1997年に福岡で結成されたロックバンド。メンバーは百々和宏(Vo/G)、武井靖典(B)、藤田勇(Dr)の3名。年間100本に達するほどのライブ活動を行い、2001年にはアルバム「HELLO」でメジャーデビュー。迫力あるロックサウンドで高い評価を獲得している。ダイナミズムあふれるライブパフォーマンスには定評があり、各地のフェスにも精力的に出演。2007年4月には初の日比谷野外大音楽堂でのワンマンライブも成功させ、2008年9月にアルバム「SING!」をリリース。その後2年間にわたって何度も試行錯誤を重ね、2010年に精力的な活動の再開を宣言した。

雅-MIYAVI-(みやう゛ぃ)

ヴィジュアル系ロックシーンを代表するアーティストのひとり。2002年10月に「【雅楽】-gagaku-」でインディーズデビューを果たし、メジャーデビューまでの間に日本武道館公演、韓国や台湾でライブを行うなど数々の伝説を残す。2004年10月にシングル「ロックの逆襲/21世紀型行進曲」でメジャーシーンに進出。以降「ネオヴィジュアリズム」をコンセプトに掲げ、従来のヴィジュアル系の概念を覆す斬新なスタイルが大きな注目を集めている。2007年に発表した3rdアルバム「【雅-みやびうた-歌】~独奏~」に伴うライブでは、タップダンサー、和太鼓、ヒューマンビートボクサーなどさまざまなサウンドを取り入れた独創的なステージを披露し話題を呼ぶ。

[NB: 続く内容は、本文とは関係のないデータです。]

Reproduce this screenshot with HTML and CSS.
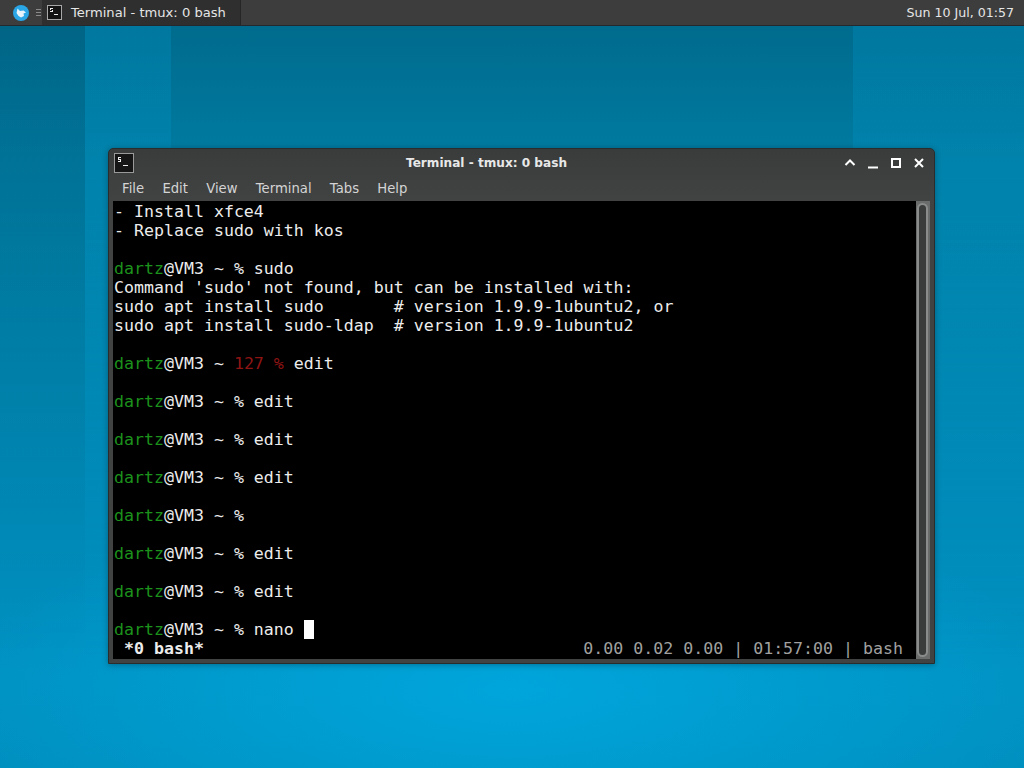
FILE: index.html
```html
<!DOCTYPE html>
<html lang="en">
<head>
<meta charset="utf-8">
<title>Terminal - tmux: 0 bash</title>
<link rel="stylesheet" href="styles.css">
</head>
<body>
<div class="desktop">
  <div class="bands"></div>
  <header class="panel">
    <div class="logo">
      <svg viewBox="0 0 16 16" width="16" height="16"><circle cx="8" cy="8" r="8" fill="#2aa5e6"/><path d="M3.5 8 L4.5 3.5 L7 6 L10.5 5.5 L13 7.5 L10.5 8.5 L11 11 L8 12.5 L5.5 11 Z" fill="#e8f4fb"/></svg>
    </div>
    <div class="handle"><i></i><i></i><i></i></div>
    <div class="task">
      <svg class="term-icon" viewBox="0 0 15 15" width="15" height="15"><rect x="0.5" y="0.5" width="14" height="14" fill="#151515" stroke="#a8a8a8"/><path d="M3 3h3v1H4v1h2v2H3V6h2V5H3zM7 9h4v1H7z" fill="#eee"/></svg>
      <span>Terminal - tmux: 0 bash</span>
    </div>
    <div class="clock">Sun 10 Jul, 01:57</div>
  </header>
  <section class="window">
    <div class="titlebar">
      <svg class="win-icon" viewBox="0 0 20 20" width="20" height="20"><rect x="0.5" y="0.5" width="19" height="19" fill="#161616" stroke="#9a9a9a"/><path d="M4 4h3v1H5v1h2v3H4V8h2V7H4zM9 12h5v1H9z" fill="#eee"/></svg>
      <div class="win-title">Terminal - tmux: 0 bash</div>
      <div class="win-buttons">
        <svg viewBox="0 0 12 12" width="12" height="12"><path d="M1.5 8 L6 3.5 L10.5 8" fill="none" stroke="#fff" stroke-width="2"/></svg>
        <svg viewBox="0 0 12 12" width="12" height="12"><path d="M1 10.5 H11" fill="none" stroke="#fff" stroke-width="2"/></svg>
        <svg viewBox="0 0 12 12" width="12" height="12"><rect x="2" y="2" width="8" height="8" fill="none" stroke="#fff" stroke-width="2"/></svg>
        <svg viewBox="0 0 12 12" width="12" height="12"><path d="M2 2 L10 10 M10 2 L2 10" fill="none" stroke="#fff" stroke-width="2"/></svg>
      </div>
    </div>
    <nav class="menubar">
      <span>File</span><span>Edit</span><span>View</span><span>Terminal</span><span>Tabs</span><span>Help</span>
    </nav>
    <div class="content">
      <pre class="term">- Install xfce4
- Replace sudo with kos

<span class="g">dartz</span>@VM3 ~ % sudo
Command 'sudo' not found, but can be installed with:
sudo apt install sudo       # version 1.9.9-1ubuntu2, or
sudo apt install sudo-ldap  # version 1.9.9-1ubuntu2

<span class="g">dartz</span>@VM3 ~ <span class="r">127 %</span> edit

<span class="g">dartz</span>@VM3 ~ % edit

<span class="g">dartz</span>@VM3 ~ % edit

<span class="g">dartz</span>@VM3 ~ % edit

<span class="g">dartz</span>@VM3 ~ %

<span class="g">dartz</span>@VM3 ~ % edit

<span class="g">dartz</span>@VM3 ~ % edit

<span class="g">dartz</span>@VM3 ~ % nano <span class="cursor"> </span>
<span class="status"><b> *0 bash*</b><span class="status-right">0.00 0.02 0.00 | 01:57:00 | bash </span></span></pre>
      <div class="scrollbar"><div class="thumb"></div></div>
    </div>
  </section>
</div>
</body>
</html>
```
FILE: styles.css
```css
* { box-sizing: border-box; }
html, body { margin: 0; height: 100%; }
body { overflow: hidden; font-family: "DejaVu Sans", sans-serif; }
.desktop {
  position: relative;
  width: 1024px;
  height: 768px;
  background:
    radial-gradient(ellipse 560px 190px at 50% 690px, rgba(0,172,228,.75), rgba(0,172,228,0)),
    linear-gradient(180deg, #006b8d 26px, #007aa0 150px, #0082aa 300px, #008ab8 500px, #0092c2 680px, #0090c0 768px);
  overflow: hidden;
}
.bands {
  position: absolute;
  inset: 26px 0 0 0;
  background: linear-gradient(90deg, rgba(0,60,85,.12) 0, rgba(0,60,85,.12) 85px, rgba(0,150,200,.3) 85px, rgba(0,150,200,.3) 171px, rgba(0,150,200,0) 171px, rgba(0,150,200,0) 853px, rgba(0,150,200,.3) 853px, rgba(0,150,200,.3) 100%);
  -webkit-mask-image: linear-gradient(180deg, #000 0, #000 20%, transparent 85%);
  mask-image: linear-gradient(180deg, #000 0, #000 20%, transparent 85%);
}
.panel {
  position: relative;
  display: flex;
  align-items: center;
  height: 26px;
  background: #3d3d3d;
  border-bottom: 1px solid #23292d;
  color: #e6e6e6;
  font-size: 13.1px;
}
.logo { display: flex; width: 16px; margin-left: 13px; }
.handle { display: flex; flex-direction: column; gap: 2px; width: 5px; margin-left: 7px; }
.handle i { display: block; height: 1px; background: #8a8a8a; }
.task {
  display: flex;
  align-items: center;
  gap: 9px;
  width: 199px;
  height: 25px;
  margin-left: 1px;
  padding-left: 5px;
  background: #2f2f2f;
  border-right: 1px solid #262626;
  margin-right: auto;
}
.clock { padding-right: 10px; font-size: 12.6px; }
.window {
  position: absolute;
  left: 108px;
  top: 148px;
  width: 827px;
  height: 516px;
  display: flex;
  flex-direction: column;
  background: linear-gradient(180deg, #3a3c3c 0, #414343 50px);
  border: 1px solid #2a2d2e;
  border-radius: 5px 5px 0 0;
  box-shadow: 0 1px 6px rgba(0,0,0,.3);
}
.titlebar { display: flex; align-items: center; height: 27px; padding: 0 9px 0 5px; flex: none; }
.win-icon { flex: none; }
.win-title {
  flex: 1;
  padding-right: 5px;
  text-align: center;
  font-size: 12.1px;
  font-weight: 700;
  color: #e8e8e8;
}
.win-buttons { display: flex; gap: 11px; }
.menubar {
  display: flex;
  gap: 18.3px;
  height: 25px;
  flex: none;
  align-items: center;
  padding: 0 0 0 13px;
  color: #d4d4d4;
  font-size: 13.2px;
}
.content { flex: 1; display: flex; min-height: 0; padding: 0 4px 4px 4px; }
.term {
  flex: 1;
  margin: 0;
  padding: 1px 0 0 1px;
  background: #000;
  color: #ececec;
  font-family: "DejaVu Sans Mono", monospace;
  font-size: 16.6px;
  line-height: 19px;
  overflow: hidden;
  white-space: pre;
}
.g { color: #1c921c; }
.r { color: #8e1414; }
.cursor { display: inline-block; width: 10px; height: 19px; background: #fff; vertical-align: top; }
.status { display: flex; justify-content: space-between; }
.status b { color: #ececec; }
.status-right { color: #a0a0a0; padding-right: 3px; }
.scrollbar {
  width: 14px;
  flex: none;
  background: #6a6c6c;
  padding: 2px 2px 2px 1px;
}
.thumb { height: 100%; background: #3a3c3c; border: 2px solid #8a8c8c; border-radius: 6px; }
```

和の要素をふんだんに取り入れたスタイルは海外でも高く評価され、アジア、欧州、アメリカなど世界各地でライブを開催。2009年4月、それまで所属していたPS COMPANYを離れ、自主レーベルJ-glamを立ち上げた。2010年1月にはレコード会社をユニバーサルJからEMI MUSIC JAPANに移籍。